Category Archives: Unaudited financial results

Origin Agritech announced unaudited results for the first half of Financial Year 2019

Origin Agritech Limited, BVI-registered agriculture technology and rural e-commerce company in China, published its unaudited financial results for six months period ended March 31, 2019. The company reported net revenue of RMB82.2 mln (US$12.2 mln) during this period, compared to RMB3.6 mln for the first half year of Financial Year 2018. The total gross profit of the seed business in the first half of FY2019 was RMB19.0 mln (US$2.8 mln).

The BVI company reported total operating expenses for the six months ended March 31, 2019, which made RMB18.1 mln (US$2.7 mln), less by 57% from RMB42.0 mln for the same period of the previous year. The reason for the decrease was the turnaround effort in the general and administrative expenses. Due to company’s returning to the seed business, its selling and marketing expenses for the reported period were RMB2.5 mln (US$0.4 mln), compared to RMB0.7 million a year ago. General and administrative expenses declined 70% and made RMB8.4 mln (US$1.3 mln), and research and development expenses were RMB7.1 mln (US$1.0 mln), down from RMB13.1 mln for the first half of FY2018.

Total operating income of the company for the first six months of FY2019 was RMB0.9 mln (US$0.1 mln), which is a significant change from the operating loss of RMB42.8mln in the previous year. Net income of Origin for the reported period of 2019 was RMB1.2mln (US$0.2mln), as compared to the net loss of RMB25.3 million in the first half of FY2018.

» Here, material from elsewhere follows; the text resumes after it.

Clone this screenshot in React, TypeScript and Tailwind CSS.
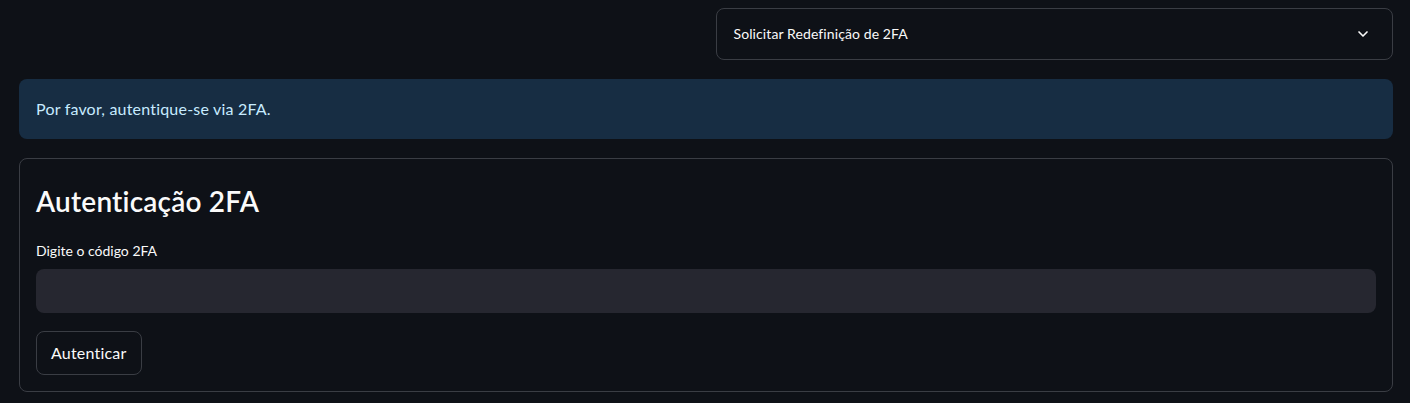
import { ChevronDown } from "lucide-react"

export default function App() {
  return (
    <div className="min-h-[403px] bg-[#0e1117] pl-[19px] pr-[17px] pt-2 pb-3 font-['Lato','Noto_Sans',sans-serif] text-[#fafafa]">
      <div className="flex flex-col gap-[19px]">
        {/* Top row: empty column + expander */}
        <div className="grid grid-cols-2 gap-[19px]">
          <div />
          <div className="flex h-[52px] items-center justify-between rounded-lg border border-[#3a3d44] pl-[17px] pr-[21px]">
            <span className="text-sm tracking-[0.1px]">Solicitar Redefinição de 2FA</span>
            <ChevronDown className="h-4 w-4 text-[#fafafa]" strokeWidth={2.5} />
          </div>
        </div>

        {/* Info alert */}
        <div className="flex h-[60px] items-center rounded-lg bg-[#172d43] px-[17px] text-base tracking-[0.2px] text-[#c7ebff]">
          Por favor, autentique-se via 2FA.
        </div>

        {/* Form */}
        <div className="flex h-[234px] flex-col rounded-lg border border-[#3a3d44] px-[16px] pt-[23px]">
          <h3 className="text-[28px] leading-[38px] font-semibold tracking-[0.2px]">Autenticação 2FA</h3>
          <label className="mt-[20px] text-sm leading-[22px]">Digite o código 2FA</label>
          <input className="mt-[7px] h-[44px] w-full rounded-lg bg-[#262730] px-3 text-sm outline-none" />
          <div className="mt-[18px]">
            <button className="h-[44px] rounded-lg border border-[#3a3d44] px-[14px] text-base tracking-[0.2px]">Autenticar</button>
          </div>
        </div>
      </div>
    </div>
  )
}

As of March 31, 2019, cash and cash equivalents were RMB5.8 million (US$0.8 million), an increase of RMB3.8 million from the cash and cash equivalents of RMB2.0 million as of September 30, 2018.

Talon Metals reported financial results for three months ended March 31, 2019

Talon Metals Corp. announced financial results for the quarter ended March 31, 2019. For these three months, the BVI corporation reported net loss of US$2.8mln or US$0.01 per share, compared to a net loss of US$2.0mln or US$0.02 per share for the quarter ended March 31, 2018. The year-over-year increase in net loss was mainly the result of a loss on the fair value revaluation of the Resource Capital Fund VI L.P. unsecured convertible loan, administration expenses and stock option compensation.

For the three months ended March 31, 2019, capitalized exploration costs and deferred expenditures on the Tamarack Nickel-Copper-Cobalt Project amounted to US$12.0mln before a recovery of US$4.8mln – compared to US$0.2mln for the three months ended March 31, 2018. The total net capitalized exploration cost on the project was US$47.2mln as at March 31, 2019.

Euro Tech holding reported unaudited financial results for 1H 2018

Euro Tech Holdings Company Limited announced the unaudited financial results for the six months period ended June 30, 2018. The BVI company reported 9.29% increase of revenues from approximately US$8,707,000 for the six months ended June 30, 2017 to approximately US$9,516,000 in the same period of this year. During this period, revenues from trading activities increased by US$264,000, and from manufacturing activities they increased by US$545,000.

In 1H 2018, Euro Tech’s gross profits made approximately US$1,460,000, which is 23% decrease as compared to approximately US$1,895,000 for the first half of the previous year. The reason of the decrease was mainly the fall of the gross profit margin percentage of contract in the highly competitive market circumstances.

Selling and administrative expenses made approximately US$2,437,000 in the first six months of 2018, compared to approximately US$2,491,000 for 1H 2017. Net profit was approximately US$878,000 in the reported period, as compared to net loss of approximately US$92,000 in the same period of 2017.

The BVI company declared and paid dividend of US$0.70 per share. It is expected that the economic slowdown in China will adversely affect the performance of Euro Tech in the second half of 2018.

Hollysys Automation Technologies announced financial results for Q1 of fiscal year 2019

Hollysys Automation Technologies, the leading provider of automation and control technologies and applications in China, incorporated in the British Virgin Islands and headquartered in China, announced its unaudited financial results for fiscal year 2019 first quarter ended September 30, 2018.

For this period, company’s total revenues were US$138.7 million, which is 20.1% higher as compared to the same period of the previous year. Non-GAAP net income attributable to Hollysys was US$28.1 million, an increase of 27.9% compared to the first quarter of fiscal 2018.
Non-GAAP gross margin was at 37.2% (36.6% for the same period of the prior year). Diluted earnings per share were US$0.46, an increase of 27.8% as compared to the first quarter of fiscal 2018.

The BVI company reported that for the current quarter net cash provided by operating activities was US$36.6 million.